Titus 3:3-7 For we also once were foolish ourselves, disobedient, deceived, enslaved to various lusts and pleasures, spending our life in malice and envy, hateful, hating one another. But when the kindness of God our Savior and His love for mankind appeared, He saved us, not on the basis of deeds which we have done in righteousness, but according to His mercy, by the washing of regeneration and renewing by the Holy Spirit, whom He poured out upon us richly through Jesus Christ our Savior, so that being justified by His grace we would be made heirs according to the hope of eternal life. 

So, there’s the plan: The mission of Jesus was to die, paying the price of sin, opening the door for the forgiveness which grants relationship with the Father. The whole Bible aims toward one event – the moment Jesus died on the cross. It was the pivotal moment in all history.

By embracing that moment as our day of deliverance, what Paul says becomes ours.

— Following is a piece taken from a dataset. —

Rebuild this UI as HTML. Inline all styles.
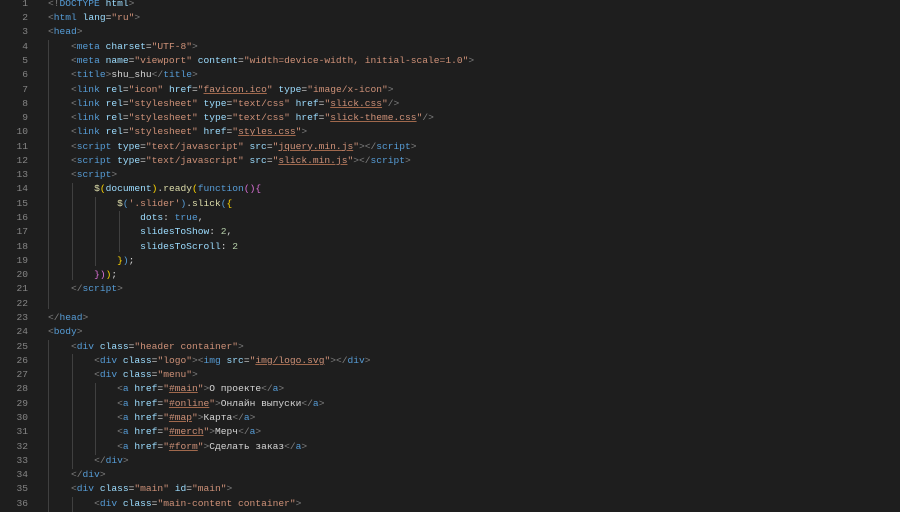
<!DOCTYPE html>
<html><head><meta charset="utf-8">
<style>
html,body{margin:0;padding:0;background:#1e1e1e;width:900px;height:512px;overflow:hidden}
#w{position:absolute;top:-3.2px;left:0;width:900px;font-family:"Liberation Mono","Noto Sans CJK SC",monospace;font-size:9.6px;line-height:14.29px;color:#d4d4d4}
.l{height:14.29px;position:relative;white-space:nowrap}
.n{position:absolute;left:0;width:28px;text-align:right;color:#858585}
.c{position:absolute;left:48px;white-space:pre}
.b{color:#808080}.t{color:#569cd6}.a{color:#9cdcfe}.s{color:#ce9178}.f{color:#dcdcaa}.y{color:#ffd700}.p{color:#da70d6}.k{color:#569cd6}.m{color:#b5cea8}
.u{text-decoration:underline;text-decoration-color:#a0684c}
.g{position:absolute;width:1px;background:#404040}
</style></head><body>
<div id="w">
<div class="l"><span class="n">1</span><span class="c"><span class="b">&lt;!</span><span class="t">DOCTYPE</span> <span class="a">html</span><span class="b">&gt;</span></span></div>
<div class="l"><span class="n">2</span><span class="c"><span class="b">&lt;</span><span class="t">html</span> <span class="a">lang</span>=<span class="s">"ru"</span><span class="b">&gt;</span></span></div>
<div class="l"><span class="n">3</span><span class="c"><span class="b">&lt;</span><span class="t">head</span><span class="b">&gt;</span></span></div>
<div class="l"><span class="n">4</span><span class="c">    <span class="b">&lt;</span><span class="t">meta</span> <span class="a">charset</span>=<span class="s">"UTF-8"</span><span class="b">&gt;</span></span></div>
<div class="l"><span class="n">5</span><span class="c">    <span class="b">&lt;</span><span class="t">meta</span> <span class="a">name</span>=<span class="s">"viewport"</span> <span class="a">content</span>=<span class="s">"width=device-width, initial-scale=1.0"</span><span class="b">&gt;</span></span></div>
<div class="l"><span class="n">6</span><span class="c">    <span class="b">&lt;</span><span class="t">title</span><span class="b">&gt;</span>shu_shu<span class="b">&lt;/</span><span class="t">title</span><span class="b">&gt;</span></span></div>
<div class="l"><span class="n">7</span><span class="c">    <span class="b">&lt;</span><span class="t">link</span> <span class="a">rel</span>=<span class="s">"icon"</span> <span class="a">href</span>=<span class="s">"<span class="u">favicon.ico</span>"</span> <span class="a">type</span>=<span class="s">"image/x-icon"</span><span class="b">&gt;</span></span></div>
<div class="l"><span class="n">8</span><span class="c">    <span class="b">&lt;</span><span class="t">link</span> <span class="a">rel</span>=<span class="s">"stylesheet"</span> <span class="a">type</span>=<span class="s">"text/css"</span> <span class="a">href</span>=<span class="s">"<span class="u">slick.css</span>"</span><span class="b">/&gt;</span></span></div>
<div class="l"><span class="n">9</span><span class="c">    <span class="b">&lt;</span><span class="t">link</span> <span class="a">rel</span>=<span class="s">"stylesheet"</span> <span class="a">type</span>=<span class="s">"text/css"</span> <span class="a">href</span>=<span class="s">"<span class="u">slick-theme.css</span>"</span><span class="b">/&gt;</span></span></div>
<div class="l"><span class="n">10</span><span class="c">    <span class="b">&lt;</span><span class="t">link</span> <span class="a">rel</span>=<span class="s">"stylesheet"</span> <span class="a">href</span>=<span class="s">"<span class="u">styles.css</span>"</span><span class="b">&gt;</span></span></div>
<div class="l"><span class="n">11</span><span class="c">    <span class="b">&lt;</span><span class="t">script</span> <span class="a">type</span>=<span class="s">"text/javascript"</span> <span class="a">src</span>=<span class="s">"<span class="u">jquery.min.js</span>"</span><span class="b">&gt;&lt;/</span><span class="t">script</span><span class="b">&gt;</span></span></div>
<div class="l"><span class="n">12</span><span class="c">    <span class="b">&lt;</span><span class="t">script</span> <span class="a">type</span>=<span class="s">"text/javascript"</span> <span class="a">src</span>=<span class="s">"<span class="u">slick.min.js</span>"</span><span class="b">&gt;&lt;/</span><span class="t">script</span><span class="b">&gt;</span></span></div>
<div class="l"><span class="n">13</span><span class="c">    <span class="b">&lt;</span><span class="t">script</span><span class="b">&gt;</span></span></div>
<div class="l"><span class="n">14</span><span class="c">        <span class="f">$</span><span class="y">(</span><span class="a">document</span><span class="y">)</span>.<span class="f">ready</span><span class="y">(</span><span class="k">function</span><span class="p">(){</span></span></div>
<div class="l"><span class="n">15</span><span class="c">            <span class="f">$</span><span class="k">(</span><span class="s">'.slider'</span><span class="k">)</span>.<span class="f">slick</span><span class="k">(</span><span class="y">{</span></span></div>
<div class="l"><span class="n">16</span><span class="c">                <span class="a">dots</span>: <span class="k">true</span>,</span></div>
<div class="l"><span class="n">17</span><span class="c">                <span class="a">slidesToShow</span>: <span class="m">2</span>,</span></div>
<div class="l"><span class="n">18</span><span class="c">                <span class="a">slidesToScroll</span>: <span class="m">2</span></span></div>
<div class="l"><span class="n">19</span><span class="c">            <span class="y">}</span><span class="k">)</span>;</span></div>
<div class="l"><span class="n">20</span><span class="c">        <span class="p">})</span><span class="y">)</span>;</span></div>
<div class="l"><span class="n">21</span><span class="c">    <span class="b">&lt;/</span><span class="t">script</span><span class="b">&gt;</span></span></div>
<div class="l"><span class="n">22</span><span class="c"></span></div>
<div class="l"><span class="n">23</span><span class="c"><span class="b">&lt;/</span><span class="t">head</span><span class="b">&gt;</span></span></div>
<div class="l"><span class="n">24</span><span class="c"><span class="b">&lt;</span><span class="t">body</span><span class="b">&gt;</span></span></div>
<div class="l"><span class="n">25</span><span class="c">    <span class="b">&lt;</span><span class="t">div</span> <span class="a">class</span>=<span class="s">"header container"</span><span class="b">&gt;</span></span></div>
<div class="l"><span class="n">26</span><span class="c">        <span class="b">&lt;</span><span class="t">div</span> <span class="a">class</span>=<span class="s">"logo"</span><span class="b">&gt;&lt;</span><span class="t">img</span> <span class="a">src</span>=<span class="s">"<span class="u">img/logo.svg</span>"</span><span class="b">&gt;&lt;/</span><span class="t">div</span><span class="b">&gt;</span></span></div>
<div class="l"><span class="n">27</span><span class="c">        <span class="b">&lt;</span><span class="t">div</span> <span class="a">class</span>=<span class="s">"menu"</span><span class="b">&gt;</span></span></div>
<div class="l"><span class="n">28</span><span class="c">            <span class="b">&lt;</span><span class="t">a</span> <span class="a">href</span>=<span class="s">"<span class="u">#main</span>"</span><span class="b">&gt;</span>О проекте<span class="b">&lt;/</span><span class="t">a</span><span class="b">&gt;</span></span></div>
<div class="l"><span class="n">29</span><span class="c">            <span class="b">&lt;</span><span class="t">a</span> <span class="a">href</span>=<span class="s">"<span class="u">#online</span>"</span><span class="b">&gt;</span>Онлайн выпуски<span class="b">&lt;/</span><span class="t">a</span><span class="b">&gt;</span></span></div>
<div class="l"><span class="n">30</span><span class="c">            <span class="b">&lt;</span><span class="t">a</span> <span class="a">href</span>=<span class="s">"<span class="u">#map</span>"</span><span class="b">&gt;</span>Карта<span class="b">&lt;/</span><span class="t">a</span><span class="b">&gt;</span></span></div>
<div class="l"><span class="n">31</span><span class="c">            <span class="b">&lt;</span><span class="t">a</span> <span class="a">href</span>=<span class="s">"<span class="u">#merch</span>"</span><span class="b">&gt;</span>Мерч<span class="b">&lt;/</span><span class="t">a</span><span class="b">&gt;</span></span></div>
<div class="l"><span class="n">32</span><span class="c">            <span class="b">&lt;</span><span class="t">a</span> <span class="a">href</span>=<span class="s">"<span class="u">#form</span>"</span><span class="b">&gt;</span>Сделать заказ<span class="b">&lt;/</span><span class="t">a</span><span class="b">&gt;</span></span></div>
<div class="l"><span class="n">33</span><span class="c">        <span class="b">&lt;/</span><span class="t">div</span><span class="b">&gt;</span></span></div>
<div class="l"><span class="n">34</span><span class="c">    <span class="b">&lt;/</span><span class="t">div</span><span class="b">&gt;</span></span></div>
<div class="l"><span class="n">35</span><span class="c">    <span class="b">&lt;</span><span class="t">div</span> <span class="a">class</span>=<span class="s">"main"</span> <span class="a">id</span>=<span class="s">"main"</span><span class="b">&gt;</span></span></div>
<div class="l"><span class="n">36</span><span class="c">        <span class="b">&lt;</span><span class="t">div</span> <span class="a">class</span>=<span class="s">"main-content container"</span><span class="b">&gt;</span></span></div>
</div>
<div class="g" style="left:48px;top:40px;height:269px"></div>
<div class="g" style="left:72px;top:183px;height:97px"></div>
<div class="g" style="left:95px;top:197px;height:69px"></div>
<div class="g" style="left:119px;top:211px;height:41px"></div>
<div class="g" style="left:48px;top:340px;height:172px"></div>
<div class="g" style="left:72px;top:354px;height:115px"></div>
<div class="g" style="left:95px;top:383px;height:72px"></div>
<div class="g" style="left:72px;top:497px;height:15px"></div>
</body></html>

Eph 1:3-14 Blessed be the God and Father of our Lord Jesus Christ, who has blessed us with every spiritual blessing in the heavenly places in Christ, just as He chose us in Him before the foundation of the world, that we would be holy and blameless before Him. In love He predestined us to adoption as sons through Jesus Christ to Himself, according to the kind intention of His will, to the praise of the glory of His grace, which He freely bestowed on us in the Beloved. In Him we have redemption through His blood, the forgiveness of our trespasses, according to the riches of His grace which He lavished on us. In all wisdom and insight He made known to us the mystery of His will, according to His kind intention which He purposed in Him with a view to a plan suitable to the fullness of the times, that is, the summing up of all things in Christ, things in the heavens and things on the earth. In Him also we have obtained an inheritance, having been predestined according to His purpose who works all things after the counsel of His will, to the end that we who were the first to hope in Christ would be to the praise of His glory. In Him, you also, after listening to the message of truth, the gospel of your salvation—having also believed, you were sealed in Him with the Holy Spirit of promise, who is given as a pledge of our inheritance, with a view to the redemption of God's own possession, to the praise of His glory. 

Jesus came to pay the ransom price to set the captives free. As with Judah, it comes down to a life for a life. His life in exchange for our captivity. Which takes the story of the entire Bible down to one person - you. Have you received what Jesus provides to set you free?


  1. Freedom is the heart cry of every enslaved person.
  2. When that slavery is the power of sin over us, we need deliverance that opens prison doors and sets us free.
  3. Only in Jesus can we experience the forgiveness that pardons us and makes us right with God.
  4. When we accept our pardon by receiving Jesus, we are granted the right to become Children of God.